When a person tries to live by God’s standards without God’s provision to meet those standards, they find themselves miserable.

Conclusion

So here we find, not a description of the normal, mature Christian life, but a warning against anyone who would try to obey God from their own resources. This section should serve as a warning for anyone who would try to commend him or herself to God on the basis of their own efforts, their own goodness, their own will power. When we try to please God from our own resources--whether as a Christian or a non-Christian--we find ourselves inwardly torn, lacking the power to change, and living a life of misery. Thank God Romans 8 provides an alternative way to live, a way we’ll start exploring next week. During his life the 18th century Christian theologian Jonathan Edwards made 71 different resolutions to live his life by. Edwards went on to become one of the most brilliant Christian thinkers America has ever produced. After pastoring for many years Edwards became the president of a small college in New Jersey that would become known as Princeton. Edwards children and grandchildren included pastors, missionaries, university presidents, and doctors. Edwards was only able to live by his resolutions because he knew what it meant to be delivered from the power of sin.
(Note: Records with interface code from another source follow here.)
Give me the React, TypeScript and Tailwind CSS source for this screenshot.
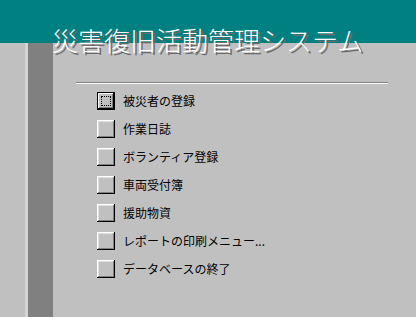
import React from "react";

const items = [
  "被災者の登録",
  "作業日誌",
  "ボランティア登録",
  "車両受付簿",
  "援助物資",
  "レポートの印刷メニュー...",
  "データベースの終了",
];

export default function App() {
  return (
    <div
      className="relative w-[416px] h-[317px] overflow-hidden bg-[#c0c0c0] flex flex-col"
      style={{ fontFamily: '"Noto Sans CJK JP", "Noto Sans", sans-serif' }}
    >
      <div className="h-[43px] bg-[#008080] shrink-0" />
      <div className="flex flex-1">
        <div className="w-[25px] shrink-0" />
        <div className="w-[3px] bg-[#d4d4d4] shrink-0" />
        <div className="w-[25px] bg-[#808080] shrink-0" />
        <div className="flex-1 flex flex-col">
          <div className="mt-[39px] ml-[23px] w-[312px] h-[2px] border-t border-[#808080] border-b border-b-white" />
          <div className="flex flex-col mt-[3px] pl-[44px]">
            {items.map((t, i) => (
              <div key={t} className="h-[28px] flex items-center gap-[8px]">
                {i === 0 ? (
                  <div className="w-[18px] h-[18px] border border-black shadow-[inset_-1px_-1px_#000,inset_1px_1px_#fff,inset_-2px_-2px_#808080] flex items-center justify-center">
                    <div className="w-[10px] h-[10px] border border-dotted border-black" />
                  </div>
                ) : (
                  <div className="w-[18px] h-[18px] shadow-[inset_-1px_-1px_#000,inset_1px_1px_#fff,inset_-2px_-2px_#808080,inset_2px_2px_#dfdfdf]" />
                )}
                <span className="text-[12px] leading-none text-black">{t}</span>
              </div>
            ))}
          </div>
        </div>
      </div>
      <div className="absolute left-[52px] top-[27px] text-[26px] font-light leading-none text-white [text-shadow:2px_2px_0_#6a6a6a] whitespace-nowrap">
        災害復旧活動管理システム
      </div>
    </div>
  );
}
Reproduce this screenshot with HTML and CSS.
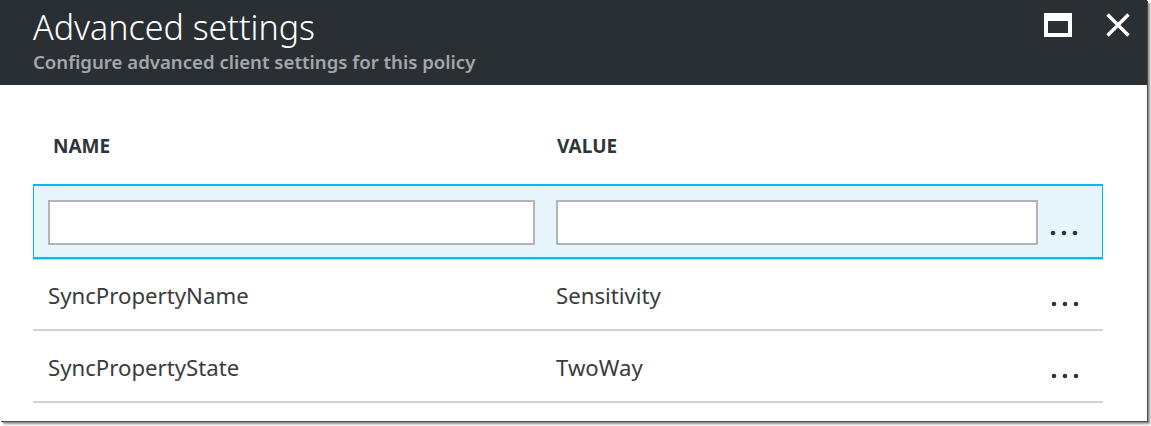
FILE: index.html
```html
<!DOCTYPE html>
<html lang="en">
<head>
<meta charset="utf-8">
<title>Advanced settings</title>
<link rel="stylesheet" href="styles.css">
</head>
<body>
<div class="panel">
  <header class="blade-header">
    <div class="titles">
      <h1 class="title">Advanced settings</h1>
      <p class="subtitle">Configure advanced client settings for this policy</p>
    </div>
    <div class="controls">
      <svg class="icon-max" width="28" height="24" viewBox="0 0 28 24"><path fill="#fff" fill-rule="evenodd" d="M0 0H28V24H0Z M4 8V20H24V8Z"/></svg>
      <svg class="icon-close" width="24" height="24" viewBox="0 0 24 24"><path stroke="#fff" stroke-width="3.4" d="M1.5 1.5L22.5 22.5M22.5 1.5L1.5 22.5"/></svg>
    </div>
  </header>
  <section class="table">
    <div class="head-row">
      <div class="th th-name">NAME</div>
      <div class="th th-value">VALUE</div>
    </div>
    <div class="row row-edit">
      <div class="cell cell-name"><input class="field field-name" type="text"></div>
      <div class="cell cell-value"><input class="field field-value" type="text"></div>
      <div class="cell cell-more"><svg class="dots" width="28" height="6" viewBox="0 0 28 6"><circle cx="3" cy="3" r="2.3"/><circle cx="14" cy="3" r="2.3"/><circle cx="25" cy="3" r="2.3"/></svg></div>
    </div>
    <div class="row">
      <div class="cell cell-name">SyncPropertyName</div>
      <div class="cell cell-value">Sensitivity</div>
      <div class="cell cell-more"><svg class="dots" width="28" height="6" viewBox="0 0 28 6"><circle cx="3" cy="3" r="2.3"/><circle cx="14" cy="3" r="2.3"/><circle cx="25" cy="3" r="2.3"/></svg></div>
    </div>
    <div class="row">
      <div class="cell cell-name">SyncPropertyState</div>
      <div class="cell cell-value">TwoWay</div>
      <div class="cell cell-more"><svg class="dots" width="28" height="6" viewBox="0 0 28 6"><circle cx="3" cy="3" r="2.3"/><circle cx="14" cy="3" r="2.3"/><circle cx="25" cy="3" r="2.3"/></svg></div>
    </div>
  </section>
</div>
</body>
</html>
```
FILE: styles.css
```css
* { box-sizing: border-box; }
html, body { margin: 0; padding: 0; background: #ffffff; }
body { font-family: "Noto Sans", "Open Sans", "Liberation Sans", sans-serif; width: 1151px; height: 426px; overflow: hidden; }

.panel {
  width: 1147px;
  height: 421px;
  background: #ffffff;
  box-shadow: 1px 1px 0 #4a4a4a, 3px 3px 2px rgba(0,0,0,0.45);
}

.blade-header {
  height: 85px;
  background: #2a2f34;
  display: flex;
  justify-content: space-between;
  padding: 5px 17px 0 33px;
}
.title {
  margin: 0;
  font-size: 34px;
  font-weight: 300;
  line-height: 45px;
  color: #ffffff;
}
.subtitle {
  margin: 0;
  font-size: 18.6px;
  font-weight: 600;
  line-height: 24px;
  color: #a3a7ab;
}
.controls {
  display: flex;
  align-items: flex-start;
  gap: 34px;
  padding-top: 8px;
}
.controls svg { display: block; }

.table {
  width: 1070px;
  margin-left: 33px;
}
.head-row {
  display: grid;
  grid-template-columns: 504px 1fr;
  padding: 49px 0 26px 20px;
}
.th {
  font-size: 19px;
  font-weight: 700;
  line-height: 24px;
  color: #2f353b;
}

.row {
  display: grid;
  grid-template-columns: 508px 482px 1fr;
  align-items: center;
  padding-left: 15px;
  height: 72px;
  border-bottom: 2px solid #d2d2d2;
  font-size: 22.2px;
  color: #3b3b3b;
}
.row .cell-name { padding-right: 21px; padding-top: 2px; }
.row .cell-value { padding-top: 2px; }
.row-edit {
  height: 75px;
  background: #e6f5fc;
  border-top: 2px solid #00bcf2;
  border-left: 1px solid #00bcf2;
  border-right: 1px solid #00bcf2;
  border-bottom: 2px solid #00bcf2;
  box-shadow: 0 1px 0 #cfcfcf;
  padding-left: 14px;
  align-items: start;
  padding-top: 14px;
}
.row-edit .cell-name, .row-edit .cell-value { padding-top: 0; }
.field {
  display: block;
  height: 45px;
  border: 2px solid #b4b4b4;
  background: #ffffff;
  margin: 0;
  outline: none;
}
.field-name { width: 487px; }
.field-value { width: 482px; }
.cell-more {
  display: flex;
  align-items: center;
  padding-left: 13px;
  padding-top: 20px;
  height: 100%;
}
.row-edit .cell-more { height: 45px; padding-top: 20px; padding-left: 12px; }
.dots { display: block; fill: #2f353b; }
```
Edwards didn’t spend his life in Romans 7, but instead he learned to live in Romans 8, and that left a legacy for Christ that we continue to appreciate to this day.

Sources

Bray, Gerald (editor). 1998. Romans. Ancient Christian Commentary on Scripture Vol. 6. InterVarsity Press.

Cranfield, C. E. B. 1975. A Critical and Exegetical Commentary on the Epistle to the Romans. 2 Volumes. Edinburgh: T. & T. Clark.

Schreiner, Thomas R. 1998. Romans. Baker Exegetical Commentary on the New Testament. Grand Rapids: Baker Books.